I have no experience using XPS foam board (typically pink, but also available in blue or green) as a leveling mat for a rimless tank. That being said, I use 2" XPS foam board sold in 4'x8' sheets on my model railroad because it is fairly easy to carve/sculpture; not surprisingly, it is susceptible to compression & chips/dings. A 3/4" plywood base is what really supports the weight of my layout. XPS foam board is also sold in 1" and 1/2" thick 4'x8' sheets. Often there is a ever-so-slight curvature in the sheet. When compressed, it won't bounce back. Note that a 4'x8' XPS sheet is often scored lengthwise on one side every 16", 16" and 8" and generally does *not* play nice with spray paint (melts).
Thank you for the detailed response!
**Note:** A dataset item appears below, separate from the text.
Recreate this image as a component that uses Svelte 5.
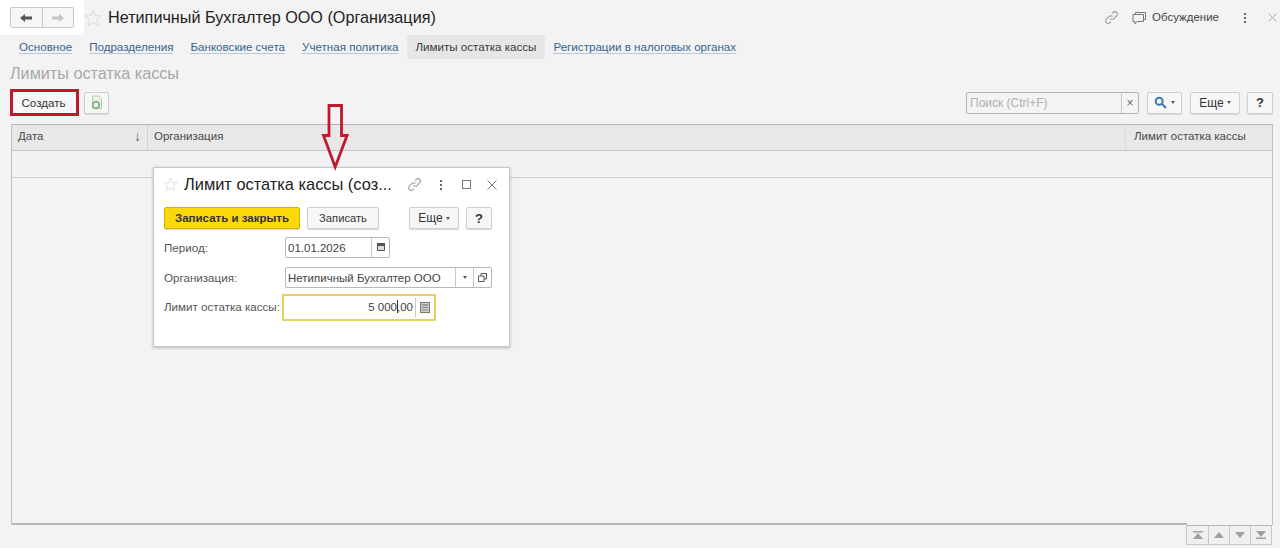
<script>
  const tabs = ['Основное', 'Подразделения', 'Банковские счета', 'Учетная политика', 'Лимиты остатка кассы', 'Регистрации в налоговых органах'];
  const active = 'Лимиты остатка кассы';
</script>

{#snippet star(size)}
  <svg class="star" width={size} height={size} viewBox="0 0 20 20"><path d="M10 1.5l2.5 5.7 6.1.6-4.6 4.1 1.4 6.1L10 14.8l-5.4 3.2 1.4-6.1-4.6-4.1 6.1-.6z" fill="none" stroke="#dedede" stroke-width="1.2"/></svg>
{/snippet}
{#snippet link(size)}
  <svg width={size} height={size} viewBox="0 0 16 16" fill="none" stroke="#9a9a9a" stroke-width="1.1"><path d="M6.8 9.2a2.6 2.6 0 0 0 3.7 0l3-3a2.6 2.6 0 0 0-3.7-3.7L8.6 3.7"/><path d="M9.2 6.8a2.6 2.6 0 0 0-3.7 0l-3 3a2.6 2.6 0 0 0 3.7 3.7l1.2-1.2"/></svg>
{/snippet}
{#snippet dots()}
  <svg width="4" height="12" viewBox="0 0 4 12" fill="#666"><rect x="1" y="1" width="2" height="2"/><rect x="1" y="5" width="2" height="2"/><rect x="1" y="9" width="2" height="2"/></svg>
{/snippet}
{#snippet calendar()}
  <svg width="10" height="10" viewBox="0 0 10 10"><path d="M1.500 1.500h7v7h-7z" fill="#ddd" stroke="#555"/><rect x="1" y="1" width="8" height="3" fill="#555"/></svg>
{/snippet}

<div class="page">
  <header class="top">
    <div class="nav-patch">
      <div class="nav-group">
        <button class="nav-btn" aria-label="Назад"><svg width="14" height="10" viewBox="0 0 14 10"><path d="M1 5l5-4v2.5h7v3H6V9z" fill="#555"/></svg></button>
        <button class="nav-btn" aria-label="Вперед"><svg width="14" height="10" viewBox="0 0 14 10"><path d="M13 5L8 1v2.5H1v3h7V9z" fill="#c4c4c4"/></svg></button>
      </div>
    </div>
    <span class="top-star">{@render star(18)}</span>
    <h1>Нетипичный Бухгалтер ООО (Организация)</h1>
    <div class="top-right">
      <span class="i-link">{@render link(15)}</span>
      <svg class="i-chat" width="15" height="14" viewBox="0 0 15 14" fill="none" stroke="#777"><path d="M3.5 3V1.5h10v7H12"/><path d="M1 3.5h10.500v7H5L3 13v-2.500H1z"/></svg>
      <span class="discuss">Обсуждение</span>
      <span class="i-dots">{@render dots()}</span>
      <svg class="i-close" width="9" height="9" viewBox="0 0 9 9" stroke="#aaa" fill="none"><path d="M.5.500l8 8M8.500.500l-8 8"/></svg>
    </div>
  </header>

  <nav class="tabs">
    {#each tabs as t}
      <span class="tab" class:active={t === active}><span class="tab-label">{t}</span></span>
    {/each}
  </nav>

  <h2>Лимиты остатка кассы</h2>

  <div class="toolbar">
    <span class="hl"><button class="btn create">Создать</button></span>
    <button class="btn icon-btn" aria-label="Загрузить">
      <svg width="14" height="15" viewBox="0 0 14 15"><path d="M2.500 1h6l3 3v9.500h-9z" fill="#eef2ee" stroke="#bcc7bc"/><circle cx="6" cy="10" r="3.300" fill="none" stroke="#7fb27f" stroke-width="1.800"/></svg>
    </button>
    <div class="spacer"></div>
    <div class="search">
      <span class="search-text">Поиск (Ctrl+F)</span>
      <span class="search-x">×</span>
    </div>
    <button class="btn find" aria-label="Найти">
      <svg width="13" height="13" viewBox="0 0 13 13" fill="none" stroke="#3c78b4" stroke-width="2"><circle cx="5.200" cy="5.200" r="3.500"/><path d="M8 8l4 4"/></svg>
      <i class="caret"></i>
    </button>
    <button class="btn more">Еще <i class="caret"></i></button>
    <button class="btn help">?</button>
  </div>

  <section class="table">
    <div class="thead">
      <div class="th c1"><span>Дата</span><span class="sort">↓</span></div>
      <div class="th c2">Организация</div>
      <div class="th c3">Лимит остатка кассы</div>
    </div>
    <div class="row"></div>
    <div class="body"></div>
    <div class="pager">
      <button aria-label="В начало"><svg width="12" height="8" viewBox="0 0 12 8" fill="#a0a0a0"><path d="M1 0h10v1.500H1zM6 2l5 6H1z"/></svg></button>
      <button aria-label="Вверх"><svg width="10" height="6" viewBox="0 0 10 6" fill="#a0a0a0"><path d="M5 0l5 6H0z"/></svg></button>
      <button aria-label="Вниз"><svg width="10" height="6" viewBox="0 0 10 6" fill="#a0a0a0"><path d="M5 6l5-6H0z"/></svg></button>
      <button aria-label="В конец"><svg width="12" height="8" viewBox="0 0 12 8" fill="#a0a0a0"><path d="M1 0h10L6 6zM1 6.500h10V8H1z"/></svg></button>
    </div>
  </section>

  <div class="dialog">
    <div class="d-head">
      <span class="d-star">{@render star(15)}</span>
      <span class="d-title">Лимит остатка кассы (соз...</span>
      <span class="d-link">{@render link(15)}</span>
      <span class="d-dots">{@render dots()}</span>
      <span class="d-max"></span>
      <svg class="d-close" width="10" height="10" viewBox="0 0 10 10" stroke="#777" fill="none"><path d="M.5.500l9 9M9.500.500l-9 9"/></svg>
    </div>
    <div class="d-bar">
      <button class="btn primary">Записать и закрыть</button>
      <button class="btn save">Записать</button>
      <div class="spacer"></div>
      <button class="btn d-more">Еще <i class="caret"></i></button>
      <button class="btn d-help">?</button>
    </div>
    <div class="form">
      <span class="f-label">Период:</span>
      <div class="field date">
        <span class="val">01.01.2026</span>
        <span class="cell w18">{@render calendar()}</span>
      </div>
      <span class="f-label">Организация:</span>
      <div class="field org">
        <span class="val">Нетипичный Бухгалтер ООО</span>
        <span class="cell w18"><i class="caret"></i></span>
        <span class="cell w18"><svg width="9" height="9" viewBox="0 0 9 9" fill="none" stroke="#555"><path d="M3 3V.5h5.500V6H6"/><path d="M.5 3h5.500v5.500H.5z"/></svg></span>
      </div>
      <span class="f-label limit-label">Лимит остатка кассы:</span>
      <div class="field limit">
        <span class="val right">5 000<span class="cursor"></span>,00</span>
        <span class="cell calc"><svg width="10" height="11" viewBox="0 0 10 11"><rect x=".5" y=".5" width="9" height="10" fill="#ccc" stroke="#777"/><path d="M2 3h6" stroke="#666"/><path d="M2 5.500h6M2 8h6" stroke="#888"/></svg></span>
      </div>
    </div>
  </div>

  <svg class="arrow" width="28" height="68" viewBox="0 0 28 68" fill="none" stroke="#c0182c" stroke-width="2.800"><path d="M8 2.500h12.500v30H26L14.200 64 2.500 32.500H8z"/></svg>
</div>

<style>
  :global(body) { margin: 0; }
  * { box-sizing: border-box; }
  .page {
    position: relative; width: 1280px; height: 548px; overflow: hidden;
    background: #f3f3f3; color: #333;
    font-family: "Liberation Sans", Arial, sans-serif; font-size: 12px;
    display: flex; flex-direction: column;
  }
  button { font-family: inherit; margin: 0; cursor: default; }

  .top { height: 35px; display: flex; align-items: center; flex: none; }
  .nav-patch { width: 84px; height: 35px; background: #fff; padding: 7px 0 0 10px; flex: none; align-self: flex-start; }
  .nav-group { display: flex; width: 64px; height: 21px; border: 1px solid #c8c8c8; border-radius: 2px; background: #f6f6f6; }
  .nav-btn { flex: 1; border: 0; background: none; padding: 0; display: flex; align-items: center; justify-content: center; }
  .nav-btn + .nav-btn { border-left: 1px solid #c8c8c8; }
  .top-star { display: flex; width: 18px; margin-right: 6px; }
  h1 { margin: 0; font-size: 16.200px; font-weight: 400; color: #222; }
  .top-right { margin-left: auto; display: flex; align-items: center; padding-right: 3px; }
  .i-link { display: flex; margin-right: 13px; }
  .i-chat { margin-right: 5px; }
  .discuss { font-size: 11.500px; color: #444; margin-right: 24px; padding-bottom: 2px; }
  .i-dots { display: flex; margin-right: 21px; }
  .i-close { display: block; }

  .tabs { display: flex; padding-left: 10.500px; height: 24px; flex: none; align-items: stretch; font-size: 11.600px; }
  .tab { padding: 0 8.500px 1px; display: flex; align-items: center; color: #35648f; }
  .tab-label { border-bottom: 1px solid #b8c8d8; line-height: 13px; }
  .tab.active { background: #e6e6e6; color: #3a3a3a; border-radius: 2px; }
  .tab.active .tab-label { border-bottom-color: transparent; }

  h2 { margin: 5px 0 0 10px; height: 19px; font-size: 16.200px; line-height: 18px; font-weight: 400; color: #a8a8a8; flex: none; }

  .toolbar { display: flex; align-items: center; height: 27px; margin: 6px 7px 0 10px; flex: none; }
  .spacer { flex: 1; }
  .btn { height: 22px; border: 1px solid #cfcfcf; border-radius: 2px; background: #f7f7f7; color: #333; font-size: 12px; padding: 0; display: flex; align-items: center; justify-content: center; box-shadow: 0 1px 1px #d8d8d8; }
  .hl { border: 3px solid #c3182c; width: 69px; height: 27px; display: flex; }
  .create { width: 100%; height: 100%; border: 0; box-shadow: none; font-size: 11.600px; padding-right: 2px; }
  .icon-btn { width: 25px; margin-left: 5px; }
  .search { width: 173px; height: 22px; border: 1px solid #b4b4b4; border-radius: 2px; background: #f4f4f4; display: flex; align-items: center; margin-right: 8px; }
  .search-text { flex: 1; padding-left: 3px; color: #b0b0b0; }
  .search-x { width: 17px; border-left: 1px solid #c8c8c8; height: 100%; display: flex; align-items: center; justify-content: center; color: #666; font-size: 12px; }
  .find { width: 35px; gap: 4px; margin-right: 8px; }
  .more { width: 50px; margin-right: 7px; gap: 3px; }
  .help { width: 26px; font-weight: 700; font-size: 13px; }
  .caret { display: inline-block; width: 0; height: 0; border: 2.500px solid transparent; border-top: 3px solid #555; border-bottom: 0; vertical-align: middle; }

  .table { margin: 8px 7px 0 11px; height: 401px; flex: none; position: relative; border-left: 1px solid #c0c0c0; border-right: 1px solid #c0c0c0; border-top: 1px solid #b4b4b4; display: flex; flex-direction: column; }
  .thead { display: flex; height: 26px; background: #e8e8e8; border-bottom: 1px solid #c4c4c4; flex: none; }
  .th { display: flex; align-items: center; padding: 0 6px 4px; color: #4a4a4a; font-size: 11.500px; }
  .c1 { width: 136px; justify-content: space-between; border-right: 1px solid #d2d2d2; }
  .sort { color: #666; font-size: 14px; }
  .c2 { flex: 1; }
  .c3 { width: 147px; border-left: 1px solid #dcdcdc; padding-left: 8px; }
  .row { height: 27px; background: #f2f2f2; border-bottom: 1px solid #d0d0d0; flex: none; }
  .body { flex: 1; border-bottom: 2px solid #b8b8b8; margin-right: 85px; }
  .pager { position: absolute; right: 0; bottom: -20px; display: flex; height: 20px; border: 1px solid #c8c8c8; border-top: 1px solid #b8b8b8; background: #f0f0f0; }
  .pager button { width: 21px; border: 0; border-left: 1px solid #c8c8c8; background: none; padding: 0; display: flex; align-items: center; justify-content: center; }
  .pager button:first-child { border-left: 0; }

  .dialog { position: absolute; left: 153px; top: 167px; width: 357px; height: 180px; background: #fff; border: 1px solid #c8c8c8; box-shadow: 0 1px 3px rgba(0,0,0,.25); padding: 0 16px 0 9px; }
  .d-head { display: flex; align-items: center; height: 33px; margin-right: -4px; }
  .d-star { display: flex; width: 21px; flex: none; }
  .d-title { font-size: 16.400px; color: #222; white-space: nowrap; width: 223px; flex: none; }
  .d-link { display: flex; margin-right: 17px; flex: none; }
  .d-dots { display: flex; margin-right: 19px; flex: none; }
  .d-max { width: 9px; height: 9px; border: 1px solid #777; margin-right: 16px; flex: none; }
  .d-close { display: block; flex: none; }
  .d-bar { display: flex; align-items: center; height: 24px; margin: 5px 0 0 1px; }
  .primary { width: 136px; background: #fbd80a; border-color: #d2b400; color: #333; font-weight: 700; font-size: 11.500px; }
  .save { width: 72px; margin-left: 7px; font-size: 11.200px; }
  .d-more { width: 50px; margin-right: 7px; gap: 3px; }
  .d-help { width: 26px; font-weight: 700; font-size: 13px; margin-right: 1px; }
  .form { display: grid; grid-template-columns: 121px 1fr; grid-auto-rows: 30px; align-items: center; margin: 2px 0 0 1px; }
  .f-label { color: #555; font-size: 11.600px; white-space: nowrap; }
  .limit-label { padding-bottom: 2px; }
  .field { height: 21px; border: 1px solid #b8b8b8; border-radius: 2px; display: flex; align-items: center; background: #fff; color: #444; font-size: 11.500px; }
  .val { flex: 1; padding: 1px 0 0 2px; white-space: nowrap; }
  .cell { height: 100%; display: flex; align-items: center; justify-content: center; border-left: 1px solid #c8c8c8; flex: none; }
  .w18 { width: 18px; }
  .date { width: 105px; }
  .org { width: 207px; }
  .limit { width: 154px; height: 27px; margin-left: -3px; border: 2px solid #e8d060; border-radius: 1px; }
  .right { text-align: right; padding: 0 2px 1px 0; }
  .cursor { display: inline-block; width: 1px; height: 13px; background: #333; vertical-align: -2px; margin-right: -1px; }
  .calc { width: 19px; height: 19px; }
  .arrow { position: absolute; left: 321px; top: 103px; }
</style>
The wood is cypress and there doesn't appear to be any visual imperfections. I'll get a leveler and report back. After doing some more reading, I think I will try and find the densest suitable material possible. I'll check out the XPS foam board, though I am a bit wary of its susceptibility to compression.

I also messaged UNS on their website, I am hoping to get a response from them soon so that I may clear this up.
 

dwc13

Patpatthepat

You're welcome. Personally, I wouldn't use XPS (or any) foam board as a leveling mat for a rimless tank. I'd find another solution, perhaps a camping mat or yoga mat -- something that has play but can "bounce back" and adjust over time as needed. But that's just me. Others might disagree with me w/r/t XPS foam board.

Definitely make sure your DIY stand is as good as it can be. It's the foundation, so-to-speak. I wish you much success with your new setup.